But don't worry. Parisians are in charge.
Surely there were better years in which to start a business, but 2009 is when the stars aligned for Rosalie Guillem, a Parisian out of water in Sarasota, Florida. That was the year she convinced her daughter Audrey, finally, to make the move to Sarasota, along with Audrey's pastry chef husband. Everyone needed work, so they sat around thinking about what to do, and pretty soon, voila, Sarasota had a cute little place to go for colorful macarons, just like you'd find in a shop back in France. They called it, just to keep things simple, Le Macaron French Pastries.
"It was not easy, but we thought that even during the Great Recession, everybody would be able to treat themselves with a little delicacy," Guillem said in a recent, wide-ranging interview with trade pub QSR Magazine. "A macaron, a chocolate, a cup of coffee, a nice place, maybe a two-minute vacation. And that was the idea."
The idea worked, and worked really well—less than a decade later, there are roughly 50 Le Macaron shops dotting the country, many of them (for now, anyway) in Florida, close to the central commissary where the macarons are produced under the careful watch of a team of French chefs. Gluten-free, maybe 80, 90 calories each, these macarons, which come in flavors both traditional (raspberry, vanilla, chocolate) and unexpected (bubble gum), are slightly larger than you might find in France, but they're definitely the real deal. They are sold in pleasant, modern shops that are typically bright, and smart-looking—not too big, but large enough to make the store feel like something like a destination. Other things sold there, such as gelato, coffee, pastries, chocolates and candy help draw people in, as well.

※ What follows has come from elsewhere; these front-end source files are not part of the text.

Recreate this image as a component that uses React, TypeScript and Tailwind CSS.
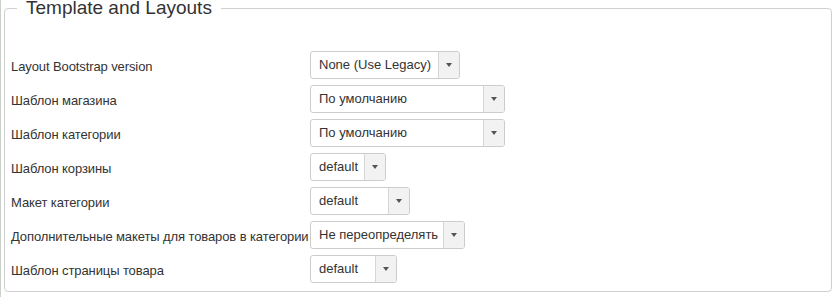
import React from "react";

type Row = {
  label: string;
  value: string;
  width: string;
};

const rows: Row[] = [
  { label: "Layout Bootstrap version", value: "None (Use Legacy)", width: "w-[150px]" },
  { label: "Шаблон магазина", value: "По умолчанию", width: "w-[195px]" },
  { label: "Шаблон категории", value: "По умолчанию", width: "w-[195px]" },
  { label: "Шаблон корзины", value: "default", width: "w-[76px]" },
  { label: "Макет категории", value: "default", width: "w-[100px]" },
  { label: "Дополнительные макеты для товаров в категории", value: "Не переопределять", width: "w-[155px]" },
  { label: "Шаблон страницы товара", value: "default", width: "w-[87px]" },
];

function FakeSelect({ value, width }: { value: string; width: string }) {
  return (
    <div
      className={`flex h-[28px] shrink-0 items-stretch overflow-hidden rounded-[3px] border border-[#cccccc] bg-white ${width}`}
    >
      <div className="flex flex-1 items-center truncate pl-[8px] text-[13px] text-[#333333]">
        {value}
      </div>
      <div className="flex w-[21px] shrink-0 items-center justify-center border-l border-[#d6d6d6] bg-[#f2f2f2]">
        <span className="h-0 w-0 border-x-[3.5px] border-t-[4px] border-x-transparent border-t-[#555555]" />
      </div>
    </div>
  );
}

export default function App() {
  return (
    <div
      className="h-[297px] w-[834px] overflow-hidden border-l border-[#c9d1c9] bg-white pl-[3px] pr-[2px]"
      style={{ fontFamily: '"Liberation Sans", Arial, sans-serif' }}
    >
      <fieldset className="rounded-[4px] border border-[#cfcfcf] pb-[8px] pl-[5px] pt-[35px]">
        <legend className="ml-[7px] px-[9px] text-[19px] leading-[16px] text-[#333333]">
          Template and Layouts
        </legend>
        <div className="flex flex-col gap-[6px]">
          {rows.map((r) => (
            <div key={r.label} className="flex items-center">
              <label className="w-[300px] shrink-0 whitespace-nowrap pl-[1px] pt-[3px] text-[13px] leading-[18px] tracking-[-0.1px] text-[#333333]">
                {r.label}
              </label>
              <FakeSelect value={r.value} width={r.width} />
            </div>
          ))}
        </div>
      </fieldset>
    </div>
  );
}
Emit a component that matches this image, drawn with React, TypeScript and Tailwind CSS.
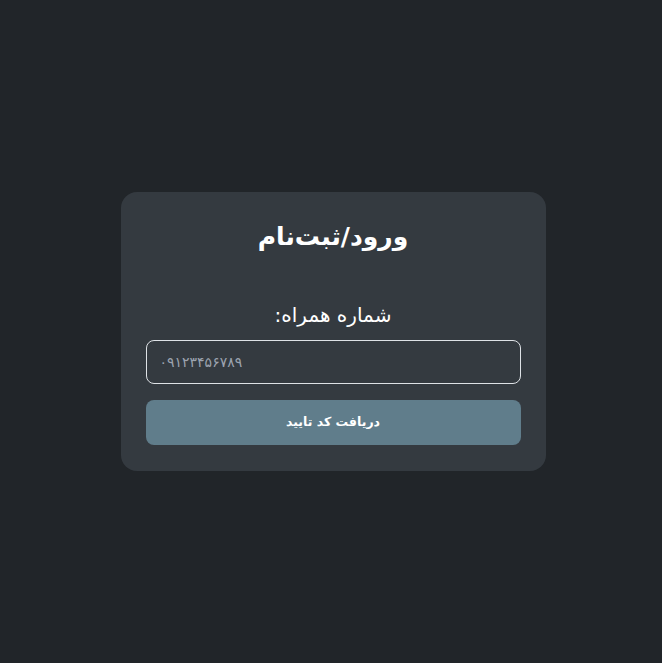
export default function App() {
  return (
    <div
      dir="rtl"
      className="min-h-screen bg-[#212529] flex items-center justify-center"
      style={{ fontFamily: '"DejaVu Sans", "Noto Sans", sans-serif' }}
    >
      <div className="w-[425px] ml-[4px] bg-[#343a40] rounded-[16px] px-[25px] pt-[23px] pb-[26px]">
        <h1 className="text-center text-white font-bold text-[25px] leading-[44px]">ورود/ثبت‌نام</h1>
        <label className="block text-center text-white text-[20px] leading-[30px] mt-[41px] mb-[10px]">
          شماره همراه:
        </label>
        <input
          type="text"
          dir="ltr"
          placeholder="۰۹۱۲۳۴۵۶۷۸۹"
          className="block w-full h-[44px] rounded-[8px] border border-[#dee2e6] bg-transparent px-[13px] text-white text-[14px] placeholder:text-[#9ca3af] outline-none"
        />
        <button className="block w-full h-[45px] mt-[16px] rounded-[8px] bg-[#607d8b] text-white font-bold text-[12.5px]">
          دریافت کد تایید
        </button>
      </div>
    </div>
  );
}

Getting the quality right at first was a huge hurdle to overcome, says Guillem, noting how hard they had to work to source the right kind of flour, and good quality egg whites, to say nothing of the fight they got from that famous Florida humidity. But in the end, it worked, and keeping a tight rein on production appears to have paid off, because Le Macaron has mostly been a hit, wherever it has landed, whether it's Santa Monica, California, The Venetian in Las Vegas, or the Miami suburbs—there's even one just outside of New York City, in Westchester County.

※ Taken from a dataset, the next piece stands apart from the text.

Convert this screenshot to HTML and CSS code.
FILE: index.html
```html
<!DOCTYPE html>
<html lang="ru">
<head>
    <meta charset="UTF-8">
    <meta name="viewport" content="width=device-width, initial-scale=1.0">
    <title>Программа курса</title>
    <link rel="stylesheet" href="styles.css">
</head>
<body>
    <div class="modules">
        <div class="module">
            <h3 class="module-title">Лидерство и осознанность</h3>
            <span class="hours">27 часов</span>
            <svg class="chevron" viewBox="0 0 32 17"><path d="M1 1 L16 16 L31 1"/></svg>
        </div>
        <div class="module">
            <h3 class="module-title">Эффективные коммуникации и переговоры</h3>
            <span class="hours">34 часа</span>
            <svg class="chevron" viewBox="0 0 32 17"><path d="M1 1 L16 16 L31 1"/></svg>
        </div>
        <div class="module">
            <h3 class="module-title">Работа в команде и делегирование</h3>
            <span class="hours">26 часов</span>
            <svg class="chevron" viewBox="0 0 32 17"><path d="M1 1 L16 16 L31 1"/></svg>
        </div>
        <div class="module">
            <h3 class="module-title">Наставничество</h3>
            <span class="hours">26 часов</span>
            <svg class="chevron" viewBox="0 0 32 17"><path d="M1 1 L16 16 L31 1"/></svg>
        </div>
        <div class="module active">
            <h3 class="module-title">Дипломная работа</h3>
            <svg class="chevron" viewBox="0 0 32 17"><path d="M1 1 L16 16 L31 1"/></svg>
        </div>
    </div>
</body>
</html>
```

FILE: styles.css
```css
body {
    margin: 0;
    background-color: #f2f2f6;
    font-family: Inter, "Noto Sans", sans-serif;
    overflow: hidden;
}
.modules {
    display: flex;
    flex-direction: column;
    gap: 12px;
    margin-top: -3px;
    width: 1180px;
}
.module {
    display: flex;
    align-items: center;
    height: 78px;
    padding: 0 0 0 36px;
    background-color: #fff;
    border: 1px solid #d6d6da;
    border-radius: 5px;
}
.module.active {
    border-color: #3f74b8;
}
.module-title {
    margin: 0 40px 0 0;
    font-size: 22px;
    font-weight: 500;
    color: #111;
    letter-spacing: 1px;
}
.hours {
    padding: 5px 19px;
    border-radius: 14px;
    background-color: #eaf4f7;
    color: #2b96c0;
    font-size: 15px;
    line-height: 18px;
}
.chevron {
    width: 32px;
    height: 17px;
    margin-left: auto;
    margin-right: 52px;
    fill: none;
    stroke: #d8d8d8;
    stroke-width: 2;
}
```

The shops typically have a nice, local feel, to the point where, at least in some cases, the first-time visitor might not know they've stepped into a franchised chain store. Fifty shops selling macarons may seem like a lot, but for Guillem, it's all just getting started. Down in Florida, at home base, they're developing a range of new cakes, macarons and pastries; they're definitely looking to add more stores, too—maybe even one in every state. As much as America seems to be responding to Le Macaron, Guillen says the love goes both ways.
"In France," says Guillem, "The customers are spoiled by the quality of patisserie. When American customers taste something that is good, they really show how much they like it, and they want to share that with everybody. They are happy customers; we don't have grumpy customers. They are so happy to discover something new. It's great to be part of that discovery."